Common Strategies for Successful Communication with Parents of ELs in Parent-Teacher Conferences

The United States Census Bureau reports that approximately 16.3% of the total population is of Hispanic/Latino descent, and 13.2% were other foreign-born populations in the year 2010 (Census, 2010).  One out of every four K-12 students in the United States comes from these immigrant families who speak English as a second language (Camera, 2016). Recent data show that the Adjusted Cohort Graduation Rate (ACGR) of migrant children is much lower than native English speakers in the year 2013, and the dropout rates of language learners is more than double than that of native English-speaking Americans (i.e., total dropout rate-6.8%, White dropout rate- 4.4%, English learners dropout rate-12.7%) (Stark, Noel, 2015). Studies in this direction show that the dropout rates are likely to be much higher among students who face the reality of a poor home-school relationship. Many researchers, academicians, and veteran teachers believe that regular and positive parent-teacher communication has the potential to lower dropout rates and behavior problems, while increasing attendance rates, academic achievement, and positive attitudes toward school and teachers (El Nokali, Bachman, & VotrubaDrzal, 2010; Quiroz, Greenfield, & Altchech, 1999; Guo, 2006). In addition, parent-teacher communication has proved to be the most influential indicator of student achievement, and even more important than socio-economic status, parents’ level of education, ethnicity. Parent-teacher conferences provide an ample opportunity to establish a good relationship and build trust (Nzinga-Johnson, Baker, & Aupperlee, 2009).
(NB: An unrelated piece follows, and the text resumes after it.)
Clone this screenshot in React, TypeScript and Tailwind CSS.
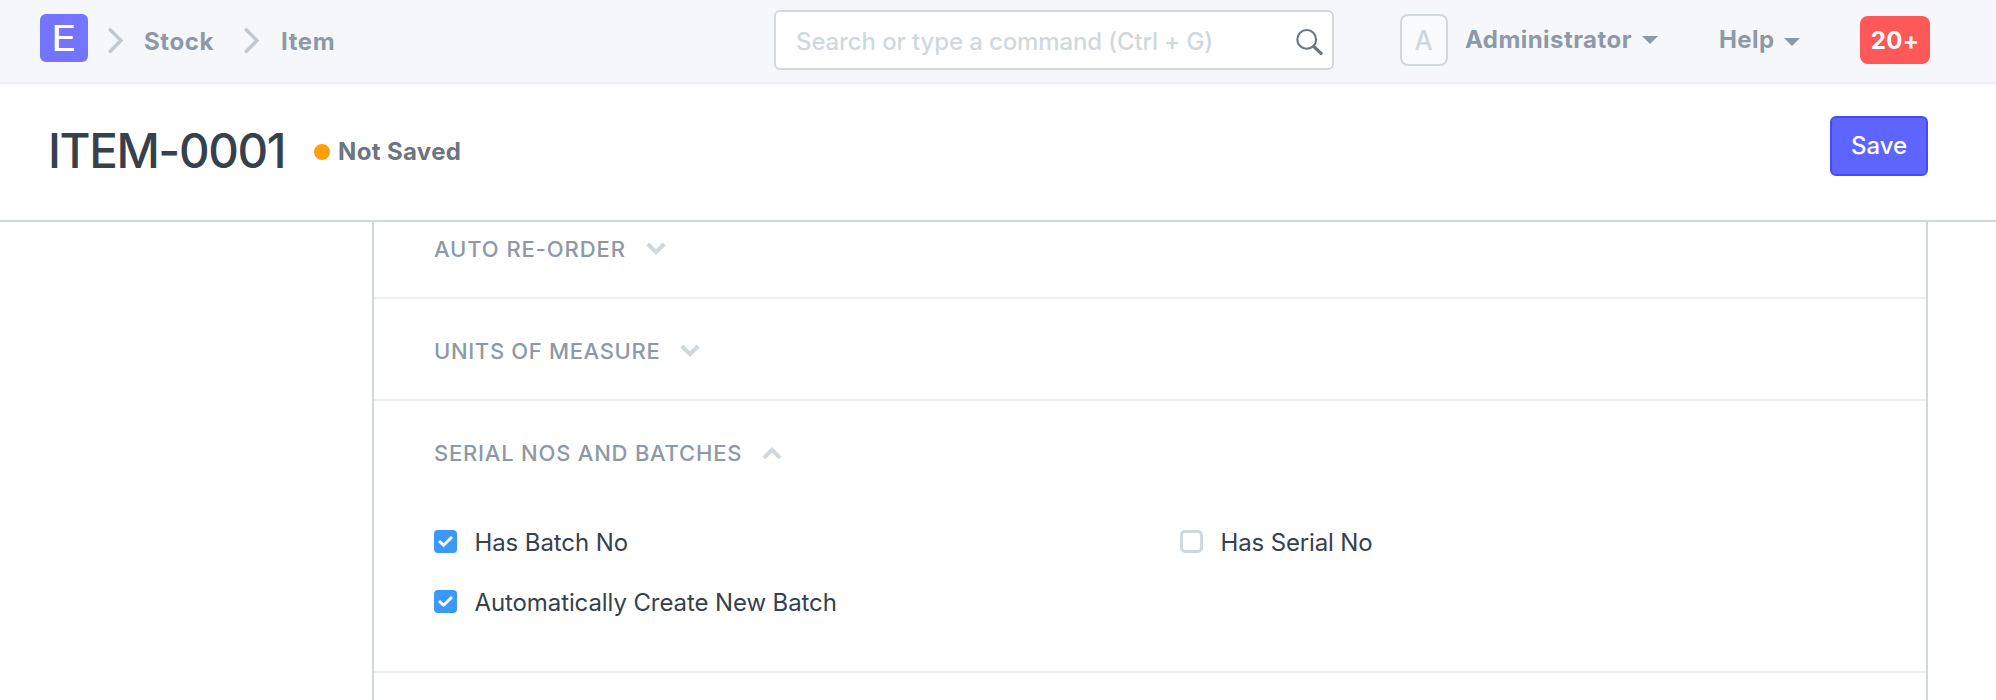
import React from "react";

function CrumbArrow() {
  return (
    <svg width="16" height="28" viewBox="0 0 16 28" fill="none" stroke="#c0c9d2" strokeWidth="3.4" strokeLinecap="butt" strokeLinejoin="miter">
      <path d="M1.3 1.7 L13 13.5 L1.3 25.3" />
    </svg>
  );
}

function Caret() {
  return (
    <svg width="16" height="8" viewBox="0 0 16 8" fill="#8d99a6">
      <path d="M0 0H16L8 8Z" />
    </svg>
  );
}

function Chevron({ up = false }: { up?: boolean }) {
  return (
    <svg width="20" height="14" viewBox="0 0 20 14" fill="none" stroke="#d1d8dd" strokeWidth="4">
      <path d={up ? "M1.8 12 L10 3.8 L18.2 12" : "M1.8 2 L10 10.2 L18.2 2"} />
    </svg>
  );
}

function SearchIcon() {
  return (
    <svg width="28" height="30" viewBox="0 0 28 30" fill="none" stroke="#6c7680">
      <circle cx="11.7" cy="14.4" r="9.4" strokeWidth="2.1" />
      <path d="M18.6 21.2 L20.6 23.2" strokeWidth="3" />
      <path d="M20 22.6 L26 28.4" strokeWidth="3.4" strokeLinecap="round" />
    </svg>
  );
}

function Section({ title, tracking, up, children }: { title: string; tracking: string; up?: boolean; children?: React.ReactNode }) {
  return (
    <section className="border-b-2 border-[#ebeff2] pl-[60px]">
      <div className="flex h-[100px] items-center pt-1">
        <h2 className={`text-[22px] leading-[26px] font-[450] whitespace-nowrap text-[#8d99a6] ${tracking}`}>{title}</h2>
        <div className="ml-5">
          <Chevron up={up} />
        </div>
      </div>
      {children}
    </section>
  );
}

function Check({ label, tracking, checked }: { label: string; tracking: string; checked?: boolean }) {
  return (
    <label className="flex h-[60px] items-start">
      {checked ? (
        <span className="flex h-[23px] w-[23px] items-center justify-center rounded-[4px] bg-[#3b99fc]">
          <svg width="17" height="13" viewBox="0 0 17 13" fill="none" stroke="#fff" strokeWidth="3">
            <path d="M2 6 L6.6 10.2 L15 2" />
          </svg>
        </span>
      ) : (
        <span className="h-[23px] w-[23px] rounded-[5px] border-[3px] border-[#d1d8dd] bg-white" />
      )}
      <span className={`-mt-[2px] ml-[17.5px] text-2xl leading-[30px] whitespace-nowrap text-[#36414c] ${tracking}`}>{label}</span>
    </label>
  );
}

export default function App() {
  return (
    <div className="flex h-[700px] w-[1996px] flex-col overflow-hidden bg-white font-['Inter',sans-serif] text-[#36414c]">
      <header className="flex h-[84px] shrink-0 items-start border-b-2 border-[#ebeff2] bg-[#f5f7fa] text-2xl leading-[30px] font-bold text-[#8d99a6]">
        <div className="mt-[14px] ml-10 flex h-12 w-12 items-center justify-center rounded-md bg-[#7574ff] text-4xl font-normal text-white">
          <span className="scale-x-[1.18]">E</span>
        </div>
        <div className="mt-[27px] ml-5 w-[36px]">
          <CrumbArrow />
        </div>
        <a className="mt-[27px] w-[100px] tracking-[0.6px] whitespace-nowrap">Stock</a>
        <div className="mt-[27px] w-[37px]">
          <CrumbArrow />
        </div>
        <a className="mt-[27px] w-[99px] tracking-[0.6px] whitespace-nowrap">Item</a>
        <div className="mt-[10px] ml-[394px] flex h-[60px] w-[560px] items-center justify-between rounded-md border-2 border-[#d1d8dd] bg-white pr-[9px] pl-5 font-[450] text-[#d1d8dd]">
          <span className="mt-1 tracking-[-0.12px] whitespace-nowrap">Search or type a command (Ctrl + G)</span>
          <SearchIcon />
        </div>
        <div className="mt-[14px] ml-[66px] flex h-[52px] w-12 items-center justify-center rounded-lg border-2 border-[#d1d8dd] bg-[#fafbfc] text-[27px] font-medium text-[#d1d8dd]">
          <span className="mt-px scale-x-95">A</span>
        </div>
        <div className="mt-[25px] ml-[17px] flex w-[255px]">
          <span className="w-[177px] tracking-[0.45px] whitespace-nowrap">Administrator</span>
          <div className="mt-[11px]">
            <Caret />
          </div>
        </div>
        <div className="mt-[25px] -ml-px flex w-[141px]">
          <span className="w-[65px] tracking-[0.4px] whitespace-nowrap">Help</span>
          <div className="mt-[13px]">
            <Caret />
          </div>
        </div>
        <div className="mt-4 flex h-12 w-[70px] items-center justify-center rounded-lg bg-[#ff5858] text-white">
          <span className="mt-px tracking-[0.3px]">20+</span>
        </div>
      </header>

      <div className="flex h-[138px] shrink-0 items-start border-b-2 border-[#d1d8dd] pr-[68px] pl-12">
        <h1 className="mt-[37px] w-[266px] text-[47.5px] leading-[60px] font-medium tracking-[-1.4px] whitespace-nowrap">ITEM-0001</h1>
        <span className="mt-[60px] h-4 w-4 rounded-full bg-[#ffa00a]" />
        <span className="mt-[53px] ml-2 text-2xl leading-[30px] font-bold tracking-[0.35px] whitespace-nowrap text-[#6c7680]">Not Saved</span>
        <button className="mt-8 ml-auto flex h-[60px] w-[98px] items-center justify-center rounded-md border-2 border-[#444bff] bg-[#5e64ff] text-2xl leading-[30px] font-medium text-white">Save</button>
      </div>

      <main className="ml-[372px] w-[1556px] grow overflow-hidden border-x-2 border-[#d1d8dd]">
        <div className="-mt-[25px]">
          <Section title="AUTO RE-ORDER" tracking="tracking-[0.9px]" />
          <Section title="UNITS OF MEASURE" tracking="tracking-[0.65px]" />
          <Section title="SERIAL NOS AND BATCHES" tracking="tracking-[0.78px]" up>
            <div className="grid h-[170px] grid-cols-[746px_1fr] pt-[29px]">
              <div>
                <Check label="Has Batch No" tracking="tracking-[-0.1px]" checked />
                <Check label="Automatically Create New Batch" tracking="tracking-[-0.1px]" checked />
              </div>
              <Check label="Has Serial No" tracking="tracking-[-0.15px]" />
            </div>
          </Section>
        </div>
      </main>
    </div>
  );
}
1.   Traditional parent-teacher conferences allow for collaboration between school and home when the two parties (parents and teacher) discuss student academic progress, behavior, socialization, functional skills, and generalization of all skills (Staples, & Diliberto, 2010). Common problems during this kind of conference include linguistic and cultural issues. Both types problems can be eliminated if teachers work in advance and adopt the necessary steps. 

(Stevens, & Tollafield, 2003)

Invitation technique:

a.       Word of mouth if the parents can’t read. Teachers can request neighbors, community leaders, local organizations, agencies, or religious institutions (whichever is feasible).

b.      The child him/herself.

Pleasant Encounters:

a.       Warm-welcome.

b.      Comfortable waiting area, etc.

c.       Do they understand English? Need translator?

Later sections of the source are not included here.